In 1964, the Israeli chemist Raphael Mechoulam was the first to discover and isolate THC from marijuana. To test whether he had found the compound that produces euphoria, he dosed cake slices with 10 milligrams of pure THC and gave them to willing friends at a party. Their reactions, from nonstop laughter, to lethargy, to talkativeness, confirmed that THC was a psychotropic cannabinoid.
It wasn't until 1992 that researchers discovered endocannabinoids produced naturally in the body. Since then, several other endocannabinoids have been identified, but not all have known functions.

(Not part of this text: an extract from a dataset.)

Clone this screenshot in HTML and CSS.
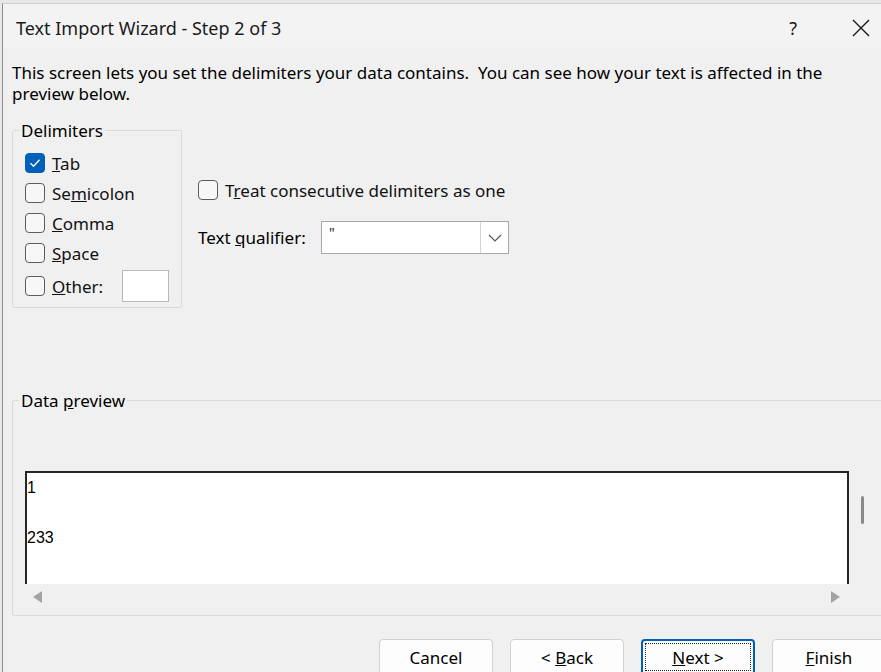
FILE: index.html
```html
<!DOCTYPE html>
<html lang="en">
<head>
    <meta charset="UTF-8">
    <title>Text Import Wizard - Step 2 of 3</title>
    <link rel="stylesheet" href="styles.css">
</head>
<body>
    <div class="window">
        <div class="dialog">
            <div class="titlebar">
                <span class="title">Text Import Wizard - Step 2 of 3</span>
                <span class="help">?</span>
                <svg class="close" width="18" height="18" viewBox="0 0 18 18">
                    <path d="M1 1 L17 17 M17 1 L1 17" stroke="#1a1a1a" stroke-width="1.4" fill="none"/>
                </svg>
            </div>

            <div class="content">
                <p class="intro">This screen lets you set the delimiters your data contains.&nbsp; You can see how your text is affected in the<br>preview below.</p>

                <div class="options">
                    <fieldset class="group delimiters">
                        <legend>Delimiters</legend>
                        <div class="check-row"><span class="box checked"><svg width="14" height="14" viewBox="0 0 14 14"><path d="M2.5 7.2 L5.6 10.2 L11.5 3.8" stroke="#fff" stroke-width="1.3" fill="none"/></svg></span><span><u>T</u>ab</span></div>
                        <div class="check-row"><span class="box"></span><span>Se<u>m</u>icolon</span></div>
                        <div class="check-row"><span class="box"></span><span><u>C</u>omma</span></div>
                        <div class="check-row"><span class="box"></span><span><u>S</u>pace</span></div>
                        <div class="check-row other"><span class="box"></span><span><u>O</u>ther:</span><span class="other-input"></span></div>
                    </fieldset>

                    <div class="side">
                        <div class="check-row"><span class="box"></span><span>T<u>r</u>eat consecutive delimiters as one</span></div>
                        <div class="qualifier">
                            <span class="qualifier-label">Text <u>q</u>ualifier:</span>
                            <div class="combo">
                                <span class="combo-value">"</span>
                                <span class="combo-button">
                                    <svg width="14" height="8" viewBox="0 0 14 8"><path d="M1 1 L7 7 L13 1" stroke="#555" stroke-width="1.2" fill="none"/></svg>
                                </span>
                            </div>
                        </div>
                    </div>
                </div>

                <fieldset class="group preview">
                    <legend>Data <u>p</u>review</legend>
                    <div class="preview-area">
                        <div class="preview-box">
                            <div class="preview-line">1</div>
                            <div class="preview-line"></div>
                            <div class="preview-line">233</div>
                        </div>
                        <div class="vscroll"><span class="thumb"></span></div>
                    </div>
                    <div class="hscroll">
                        <span class="arrow-left"></span>
                        <span class="arrow-right"></span>
                    </div>
                </fieldset>

                <div class="buttons">
                    <button class="btn">Cancel</button>
                    <button class="btn">&lt; <u>B</u>ack</button>
                    <button class="btn default"><span class="focus"><u>N</u>ext &gt;</span></button>
                    <button class="btn"><u>F</u>inish</button>
                </div>
            </div>
        </div>
    </div>
</body>
</html>
```

FILE: styles.css
```css
body {
    margin: 0;
    background: #e8e8e8;
    font-family: "Noto Sans", "Open Sans", sans-serif;
    font-size: 17px;
    color: #111;
}
.window {
    width: 881px;
    height: 672px;
    padding: 3px 0 0 2px;
    box-sizing: border-box;
    overflow: hidden;
}
.dialog {
    height: 100%;
    background: #f0f0f0;
    border-left: 1px solid #8c8c8c;
    border-top: 1px solid #cfcfcf;
    overflow: hidden;
}
.titlebar {
    height: 44px;
    box-sizing: border-box;
    display: flex;
    align-items: center;
    padding: 4px 11px 0 13px;
    background: #f3f3f3;
}
.title {
    font-size: 18px;
    color: #1a1a1a;
}
.help {
    margin-left: auto;
    margin-right: 55px;
    font-size: 18px;
    color: #1a1a1a;
}
.content {
    padding: 0 0 0 9px;
}
.intro {
    margin: 14px 0 0;
    line-height: 21px;
    white-space: nowrap;
    color: #000;
}
.options {
    display: flex;
    margin-top: 16px;
}
.group {
    margin: 0;
    border: 1px solid #dadada;
    border-radius: 2px;
}
.group legend {
    padding: 0 2px;
    margin-left: -6px;
    line-height: 21px;
    color: #000;
}
.delimiters {
    width: 170px;
    box-sizing: border-box;
    padding: 7px 10px 5px 12px;
}
.check-row {
    display: flex;
    align-items: center;
    height: 30px;
    gap: 7px;
    white-space: nowrap;
}
.check-row.other {
    height: 32px;
    margin-top: 2px;
}
.box {
    width: 20px;
    height: 20px;
    box-sizing: border-box;
    border: 1.5px solid #5c5c5c;
    border-radius: 4px;
    background: #f7f7f7;
    display: flex;
    align-items: center;
    justify-content: center;
    flex-shrink: 0;
}
.box.checked {
    background: #005fb8;
    border-color: #005fb8;
}
.other-input {
    width: 47px;
    height: 32px;
    box-sizing: border-box;
    margin-left: 12px;
    background: #fff;
    border: 1px solid #b8b8b8;
}
.side {
    margin-left: 16px;
    padding-top: 55px;
}
.qualifier {
    display: flex;
    align-items: center;
    margin-top: 16px;
}
.qualifier-label {
    width: 123px;
    color: #000;
}
.combo {
    width: 188px;
    height: 33px;
    box-sizing: border-box;
    border: 1px solid #a8a8a8;
    background: #fff;
    display: flex;
}
.combo-value {
    flex: 1;
    padding: 1px 0 0 7px;
    font-size: 14px;
    color: #222;
}
.combo-button {
    width: 27px;
    border-left: 1px solid #d4d4d4;
    display: flex;
    align-items: center;
    justify-content: center;
}
.preview {
    margin-top: 82px;
    margin-right: -20px;
    padding: 60px 0 5px 12px;
}
.preview-area {
    display: flex;
    align-items: flex-start;
}
.preview-box {
    width: 824px;
    height: 113px;
    box-sizing: border-box;
    background: #fff;
    border: 2px solid #262626;
    border-bottom: none;
    padding-top: 2px;
    font-family: "Liberation Sans", Arial, sans-serif;
    font-size: 16px;
    color: #000;
}
.preview-line {
    height: 25px;
    line-height: 25px;
}
.vscroll {
    margin-left: 12px;
    padding-top: 25px;
}
.thumb {
    display: block;
    width: 3px;
    height: 28px;
    border-radius: 2px;
    background: #8a8a8a;
}
.hscroll {
    width: 824px;
    height: 26px;
    display: flex;
    align-items: center;
    justify-content: space-between;
    padding: 0 9px 0 8px;
    box-sizing: border-box;
}
.arrow-left {
    width: 0;
    height: 0;
    border-top: 6px solid transparent;
    border-bottom: 6px solid transparent;
    border-right: 9px solid #a3a3a3;
}
.arrow-right {
    width: 0;
    height: 0;
    border-top: 6px solid transparent;
    border-bottom: 6px solid transparent;
    border-left: 9px solid #a3a3a3;
}
.buttons {
    display: flex;
    justify-content: flex-end;
    gap: 17px;
    margin-top: 23px;
    margin-right: -5px;
}
.btn {
    width: 114px;
    height: 36px;
    background: #fdfdfd;
    border: 1px solid #d0d0d0;
    border-radius: 4px;
    font-family: "Noto Sans", "Open Sans", sans-serif;
    font-size: 17px;
    color: #000;
    padding: 0;
}
.btn.default {
    border: 2px solid #005fb8;
    padding: 2px;
}
.focus {
    display: flex;
    align-items: center;
    justify-content: center;
    height: 100%;
    box-sizing: border-box;
    border: 1px dotted #222;
}
```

Foods such as meat, eggs, fish and nuts contain omega-3 and omega-6 fatty acids, which the body converts into endocannabinoids -- cannabinoids that the body produces naturally, said the study lead. Cannabinoids in marijuana and endocannabinoids produced in the body can support the body's immune system and therefore are attractive targets for the development of anti-inflammatory therapeutics, senior author said.
Cannabinoids bind to two types of cannabinoid receptors in the body - one that is found predominantly in the nervous system and one in the immune system.
A new study in animal tissue reveals the cascade of chemical reactions that convert omega-3 fatty acids into cannabinoids that have anti-inflammatory benefits -- but without the psychotropic high. The findings are published in the Proceedings of the National Academy of Sciences.
Authors show that cannabinoids from omega-fatty acids dose-dependently abated proinflammatory IL-6 cytokines while increasing anti-inflammatory IL-10 cytokines, in part through cannabinoid receptor-2 activation. Furthermore the ω-3 endocannabinoid epoxides exerted antiangiogenic effects in human microvascular endothelial cells (HMVEC) and vasodilatory actions on bovine coronary arteries and reciprocally regulated platelet aggregation in washed human platelets.
"Our team discovered an enzymatic pathway that converts omega-3-derived endocannabinoids into more potent anti-inflammatory molecules that predominantly bind to the receptors found in the immune system," senior author said. "This finding demonstrates how omega-3 fatty acids can produce some of the same medicinal qualities as marijuana, but without a psychotropic effect."